In the letter here offered, Bell writes to his wife, in full, “Home here at last after a whole week of travel. I have telegraphed you every day and now, before doing anything else, will give you some written account of my movements since leaving Washington. Left Washington Sunday afternoon (April 8) for Boston. Reached Boston Monday (Apl 9) two hours late and was unable to make connection with St. John [New Brunswick, across the Bay of Fundy from Nova Scotia] train. Stayed at Parker House, and left for St John N.B. by the evening train (April 9). Reached Truro [Nova Scotia] late at night on Tuesday (April 10). Went to Stewiacke [N.S.] Wed morning April 22 and drove to Davidson’s over awful roads full of holes and deep in mud. Spent Wed. April 22 at Davidson’s examining sheep returning to Truro at night (Apl 11). Left Truro Thursday morning (Apl 12) and reached Orangedale the same evening too tired even to think of a forty mile drive to Beinn Bhreagh over perfectly fearful roads. Navigation had not yet opened although the ice was beginning to break up ‾ and there seemed to be no way of reaching Beinn Bhreagh excepting by driving to Whycocomagh ‾ thence to Baddeck and Beinn Bhreagh. I found Casey and John McDermid [Bell’s coachman] at Orangedale with your open Carriage perfectly plastered with mud and with horses practically upon their last legs. John said the roads were fearful and that it would take us at least two days to drive home. There was a nice clean looking hotel at Orangedale so we decided to remain there overnight and start next day (Friday Apl 13).

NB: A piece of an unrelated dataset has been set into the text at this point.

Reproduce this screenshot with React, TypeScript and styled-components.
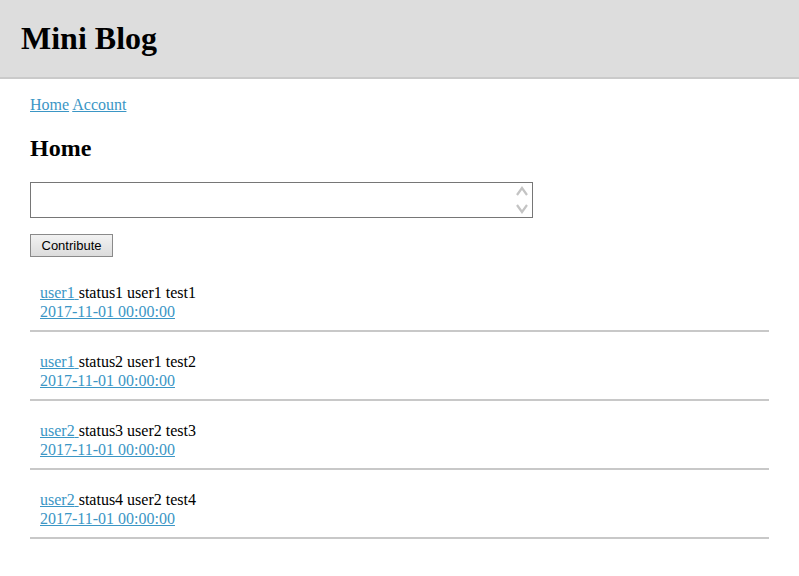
import React from "react";
import styled, { createGlobalStyle } from "styled-components";

const GlobalStyle = createGlobalStyle`
  body {
    margin: 0;
    background: #fff;
    font-family: "Liberation Serif", "Times New Roman", serif;
    font-size: 16px;
    color: #000;
  }
`;

const posts = [
  { id: 1, user: "user1", text: "status1 user1 test1", date: "2017-11-01 00:00:00" },
  { id: 2, user: "user1", text: "status2 user1 test2", date: "2017-11-01 00:00:00" },
  { id: 3, user: "user2", text: "status3 user2 test3", date: "2017-11-01 00:00:00" },
  { id: 4, user: "user2", text: "status4 user2 test4", date: "2017-11-01 00:00:00" }
];

const App: React.FC = () => {
  return (
    <>
      <GlobalStyle />
      <StyledHeader>
        <StyledTitle>Mini Blog</StyledTitle>
      </StyledHeader>
      <StyledMain>
        <StyledNav>
          <StyledLink href="#">Home</StyledLink> <StyledLink href="#">Account</StyledLink>
        </StyledNav>
        <StyledHeading>Home</StyledHeading>
        <StyledForm>
          <StyledTextAreaBox>
            <StyledTextArea />
            <StyledSpinner>
              <svg width="14" height="32" viewBox="0 0 14 32">
                <path d="M2 11 L7 4 L12 11" fill="none" stroke="#c4c4c4" strokeWidth="2.2" />
                <path d="M2 21 L7 28 L12 21" fill="none" stroke="#c4c4c4" strokeWidth="2.2" />
              </svg>
            </StyledSpinner>
          </StyledTextAreaBox>
          <div>
            <StyledButton type="button">Contribute</StyledButton>
          </div>
        </StyledForm>
        <StyledPostList>
          {posts.map(post => (
            <StyledPost key={post.id}>
              <div>
                <StyledLink href="#">{post.user} </StyledLink>
                {post.text}
              </div>
              <div>
                <StyledLink href="#">{post.date}</StyledLink>
              </div>
            </StyledPost>
          ))}
        </StyledPostList>
      </StyledMain>
    </>
  );
};

const StyledHeader = styled.header`
  height: 77px;
  background: #dddddd;
  border-bottom: 2px solid #cacaca;
  display: flex;
  align-items: center;
  padding: 0 21px;
`;

const StyledTitle = styled.h1`
  margin: 0;
  font-size: 32px;
  font-weight: bold;
`;

const StyledMain = styled.main`
  padding: 0 30px;
`;

const StyledNav = styled.nav`
  margin-top: 17px;
  line-height: 18px;
`;

const StyledLink = styled.a`
  color: #3b96c5;
  text-decoration: underline;
`;

const StyledHeading = styled.h2`
  font-size: 24px;
  font-weight: bold;
  margin: 20px 0 0;
  line-height: 28px;
`;

const StyledForm = styled.div`
  margin-top: 20px;
  display: flex;
  flex-direction: column;
  gap: 16px;
`;

const StyledTextAreaBox = styled.div`
  position: relative;
  width: 503px;
  height: 36px;
  box-sizing: border-box;
  border: 1px solid #767676;
  background: #fff;
`;

const StyledTextArea = styled.textarea`
  display: block;
  width: 100%;
  height: 100%;
  box-sizing: border-box;
  border: none;
  outline: none;
  resize: none;
  padding: 2px 22px 2px 3px;
  font-family: "Liberation Mono", monospace;
  font-size: 13px;
  background: transparent;
`;

const StyledSpinner = styled.div`
  position: absolute;
  right: 3px;
  top: 1px;
  width: 14px;
  height: 32px;
  pointer-events: none;
`;

const StyledButton = styled.button`
  height: 23px;
  width: 83px;
  padding: 0;
  font-family: "Liberation Sans", Arial, sans-serif;
  font-size: 13px;
  color: #000;
  border: 1px solid #8a8a8a;
  background: linear-gradient(#f2f2f2, #dcdcdc);
`;

const StyledPostList = styled.div`
  margin-top: 26px;
`;

const StyledPost = styled.div`
  padding: 0 10px 9px;
  border-bottom: 2px solid #c8c8c8;
  line-height: 19px;
  & + & {
    padding-top: 20px;
  }
`;

export default App;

“On Friday (Apl 13) after lunch we were just about starting for Whycocomagh when a telephone message reached us that the steamboat had left Baddeck for Iona. So Casey and I decided to take the train and let John find his way home alone. The morning train was reported as seven hours late on account of a freight train off the track. Just before starting for the station Kathleen [Casey’s wife] telephoned that the steamer had met with heavy ice on her way to Iona and had turned back to Baddeck. It was too late however to re-call John McDermid as he was well out of reach of telephonic communication so Casey and I went on by train to the Grand Narrows and put up at the Grand Narrows Hotel to await developments. Reached there Friday evening (Apl 13).

“The town side of the straights was filled thick with ice, although there was nothing on the Grand Narrows side to prevent the steamer from going through the draw. We could see however heavy fields of ice floating in the middle of the Lake far away and the tug-boat that is taking the place of SS Blue-hill did not dare to tackle it.

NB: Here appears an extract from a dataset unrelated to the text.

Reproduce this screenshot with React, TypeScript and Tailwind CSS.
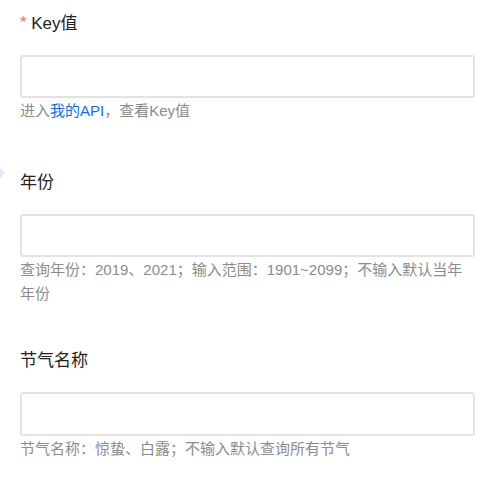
export default function App() {
  const font = { fontFamily: '"Liberation Sans", "Noto Sans CJK SC", sans-serif' };
  return (
    <div className="relative w-[500px] h-[482px] bg-white overflow-hidden pt-[12px] pl-[20px] pr-[25px]" style={font}>
      {/* faint edge marker on the left */}
      <div className="absolute left-0 top-[168px] w-0 h-0 border-y-[5px] border-y-transparent border-l-[5px] border-l-[#dbe8fb]" />

      <div className="mb-[48px]">
        <div className="h-6 leading-6 text-[17px] text-[#222] flex items-center">
          <span className="text-[#f56c6c] text-[16px] mr-[5px] relative top-[-1px]">*</span>
          Key值
        </div>
        <input className="mt-[19px] block w-full h-[43px] border-2 border-[#e3e3e3] rounded-[3px] outline-none" />
        <div className="leading-6 text-[15px] text-[#8c8c8c] pt-[1px]">
          进入<span className="text-[#0e6ef0]">我的API</span>，查看Key值
        </div>
      </div>

      <div className="mb-[43px]">
        <div className="h-6 leading-6 text-[17px] text-[#222]">年份</div>
        <input className="mt-[19px] block w-full h-[43px] border-2 border-[#e3e3e3] rounded-[3px] outline-none" />
        <div className="leading-6 text-[15px] text-[#8c8c8c] pt-[1px]">
          查询年份：2019、2021；输入范围：1901~2099；不输入默认当年年份
        </div>
      </div>

      <div>
        <div className="h-6 leading-6 text-[17px] text-[#222]">节气名称</div>
        <input className="mt-[19px] block w-full h-[44px] border-2 border-[#e3e3e3] rounded-[3px] outline-none" />
        <div className="leading-6 text-[15px] text-[#8c8c8c] pt-[1px]">
          节气名称：惊蛰、白露；不输入默认查询所有节气
        </div>
      </div>
    </div>
  );
}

“Saturday (Apl 14) was a rainy day and, although there was considerable ice on the Lake, there seemed to be nothing to prevent the tug-boat from reaching the Grand Narrows safely ‾ Iona side still blocked. The Telephone line was kept busy both from Grand Narrows and from Beinn Bhreagh, with appeals to the steam boat people to make the passage ‾ but nothing would induce them to move. The next day was Sunday so there did not seem much chance of relief reaching us before Monday or Tuesday. Sunday (Apl 15) opened bright and fair, and no reason existed why the steamboat should not come excepting that it was ‘the sabbath day’. The railroad people were not so particular ‾ Freight trains were eventually passing ‾ at least one every hour.

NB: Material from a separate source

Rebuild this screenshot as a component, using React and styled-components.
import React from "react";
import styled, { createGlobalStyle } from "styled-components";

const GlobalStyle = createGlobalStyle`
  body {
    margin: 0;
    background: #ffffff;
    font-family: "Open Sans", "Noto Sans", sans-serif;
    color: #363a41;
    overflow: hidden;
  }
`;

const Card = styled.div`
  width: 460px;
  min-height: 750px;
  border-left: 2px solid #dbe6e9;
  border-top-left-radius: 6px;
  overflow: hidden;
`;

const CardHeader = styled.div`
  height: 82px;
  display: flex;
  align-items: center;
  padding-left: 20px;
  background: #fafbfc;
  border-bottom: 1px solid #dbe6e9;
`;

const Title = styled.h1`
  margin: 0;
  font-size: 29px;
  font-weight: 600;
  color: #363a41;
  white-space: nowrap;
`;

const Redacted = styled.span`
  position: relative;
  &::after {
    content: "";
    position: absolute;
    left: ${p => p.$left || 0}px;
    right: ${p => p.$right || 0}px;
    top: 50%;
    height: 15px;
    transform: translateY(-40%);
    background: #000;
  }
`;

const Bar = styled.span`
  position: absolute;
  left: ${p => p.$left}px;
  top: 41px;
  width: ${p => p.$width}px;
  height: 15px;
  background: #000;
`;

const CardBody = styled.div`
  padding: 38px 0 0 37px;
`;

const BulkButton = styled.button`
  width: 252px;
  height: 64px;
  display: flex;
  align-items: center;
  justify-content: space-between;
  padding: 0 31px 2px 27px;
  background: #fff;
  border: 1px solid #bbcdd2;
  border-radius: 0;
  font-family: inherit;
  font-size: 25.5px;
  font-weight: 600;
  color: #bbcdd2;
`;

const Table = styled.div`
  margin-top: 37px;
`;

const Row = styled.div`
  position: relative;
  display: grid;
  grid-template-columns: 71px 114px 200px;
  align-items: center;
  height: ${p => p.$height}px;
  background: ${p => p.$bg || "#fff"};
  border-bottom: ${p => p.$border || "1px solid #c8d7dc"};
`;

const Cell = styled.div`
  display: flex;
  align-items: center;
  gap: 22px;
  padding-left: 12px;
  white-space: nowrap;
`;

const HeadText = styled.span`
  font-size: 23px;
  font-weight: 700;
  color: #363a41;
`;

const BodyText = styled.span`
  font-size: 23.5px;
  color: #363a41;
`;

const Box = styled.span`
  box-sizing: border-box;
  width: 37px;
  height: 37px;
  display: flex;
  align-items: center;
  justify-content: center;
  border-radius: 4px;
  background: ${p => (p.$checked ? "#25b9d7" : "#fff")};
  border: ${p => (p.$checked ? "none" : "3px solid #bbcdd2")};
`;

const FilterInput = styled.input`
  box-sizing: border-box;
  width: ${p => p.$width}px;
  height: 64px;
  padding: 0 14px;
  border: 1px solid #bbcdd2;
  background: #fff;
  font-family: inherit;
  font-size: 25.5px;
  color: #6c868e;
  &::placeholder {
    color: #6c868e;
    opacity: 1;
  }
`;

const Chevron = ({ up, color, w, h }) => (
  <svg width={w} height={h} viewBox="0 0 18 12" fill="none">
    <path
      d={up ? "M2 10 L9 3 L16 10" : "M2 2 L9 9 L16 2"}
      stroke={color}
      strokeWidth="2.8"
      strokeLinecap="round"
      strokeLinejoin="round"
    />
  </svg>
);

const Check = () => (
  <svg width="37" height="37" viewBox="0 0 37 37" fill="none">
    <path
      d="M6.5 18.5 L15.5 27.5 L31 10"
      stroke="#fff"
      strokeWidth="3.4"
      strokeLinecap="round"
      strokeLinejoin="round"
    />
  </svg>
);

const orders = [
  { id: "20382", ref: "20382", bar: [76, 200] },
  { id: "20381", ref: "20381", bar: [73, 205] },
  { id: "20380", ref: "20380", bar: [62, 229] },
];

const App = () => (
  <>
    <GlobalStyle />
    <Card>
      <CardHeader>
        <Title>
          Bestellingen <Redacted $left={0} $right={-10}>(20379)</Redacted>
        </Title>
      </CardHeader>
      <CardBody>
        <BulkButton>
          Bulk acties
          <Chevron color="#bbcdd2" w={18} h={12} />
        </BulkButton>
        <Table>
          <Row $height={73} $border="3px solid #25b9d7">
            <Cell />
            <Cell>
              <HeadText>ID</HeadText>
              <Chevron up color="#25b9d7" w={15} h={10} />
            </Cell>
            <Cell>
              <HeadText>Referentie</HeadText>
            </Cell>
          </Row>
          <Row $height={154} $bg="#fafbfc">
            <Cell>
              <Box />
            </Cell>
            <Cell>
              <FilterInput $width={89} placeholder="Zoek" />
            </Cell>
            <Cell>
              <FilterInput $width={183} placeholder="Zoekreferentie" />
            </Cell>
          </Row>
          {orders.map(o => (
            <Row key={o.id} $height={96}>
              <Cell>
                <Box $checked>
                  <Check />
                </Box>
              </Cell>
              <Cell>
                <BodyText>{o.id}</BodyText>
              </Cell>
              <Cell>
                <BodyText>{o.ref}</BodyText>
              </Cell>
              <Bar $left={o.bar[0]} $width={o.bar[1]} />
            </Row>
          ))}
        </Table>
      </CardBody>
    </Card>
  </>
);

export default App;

“At last Casey evolved a brilliant idea. Here we had a beautiful spring day and the ice was fast disappearing. We were informed that there was very little ice beyond Christmas Island. Why not then go down to Shen acadie on a freight train and take a boat with us and row over to Beinn Bhreagh from there. The Hotel and Train people were obliging. Mr. McNeil lent us a rowboat and the train hands took the boat on board a freight car and put it in the water for us at Shen Acadie ‾ and we opened navigation on the Bras d’Or Lahrs. We were well provided with warm wraps and rugs and Miss McNeil provided us with a thermos bottle full of hot tea, and an ample lunch. A twelve mile pull was no joke, but I thought that Casey and I could take turns at the oars and thus relieve one another. The wind sprang up against us and there was quite a rough sea. Casey would not allow me to change my seat as he feared an upset. I have considerable difficulty in moving from one part of a boat to another ‾ and altogether find that I am not as young as I used to be [Bell was 70, Casey was 35]. An upset was an uncomfortable thing to contemplate; and even a drift on a rough sea towards the Grand Narrows would be frought [sic] with danger, at a time when no help could reach us.

“We passed several large fields of ice ‾ When the wind and the tide were opposed, the ice seemed to be stateouary [sic] so we took refuge in the quiet water of a sort of boat harbor in an ice-floe and ate our lunch and smoked our pipes … The rowing was specially hard as the wind was blowing on our starboard bow thus throwing the strain of rowing practically upon one arm. He struggled manfully for four and a quarter hours before we reached Beinn Bhreagh Point. Here, under the shelter of the Point he allowed me to change places with him; and I rowed the boat to the Central Wharf which we reached about 8:30 p.m. (Sunday Apl 15).

“Half frozen we took refuge in the farm house while a team was prepared to take us to the Bungalow. From the farmhouse Casey telephoned to Kathleen to find out when she thought we could get to Beinn Bhreagh. She, thinking that the voice came from the Grand Narrows Hotel replied that she thought we might have to wait a day or two more before being rescued. Kathleen would hardly believe me when I told her by telephone that we were already on Beinn Bhreagh, and would be at the Bungalo in a few minutes. We soon reached there and found brandy and a hot supper awaiting us. Your living, Alec.”


Frederick W. “Casey” Baldwin (1882-1948), an engineer, was the manager of Alexander Graham Bell’s estate and laboratory. Casey was the first Canadian and first British subject to pilot a public flight (1908, Hammondsport, N.Y.). At the insistence of his wife, and with her financial support, on October 1, 1907, Bell had formed the Aerial Experiment Association with Casey, fellow engineer John “Douglas” McCurdy, airplane builder Glenn H. Curtiss, and U.S. Army Lieutenant Thomas E. Selfridge who was to become the first person to die in an airplane crash (1908, piloted by Orville Wright). By 1909, they had produced four powered aircraft, the best of which, the “Silver Dart,” made the first successful powered flight in Canada on February 23, 1909. Bell spent the last decade of his life improving hydrofoil designs, and in 1919, two years after this letter was written, he and Casey built the Bell-Baldwin hydrofoil boat HD-4 which set a world water-speed record (70.86 mph) that was not broken until 1963. On March 28, 1922, Bell and Casey received four patents covering their work on hydrofoils; four months later, 75-year-old Alexander Graham Bell died at his Beinn Bhreagh estate.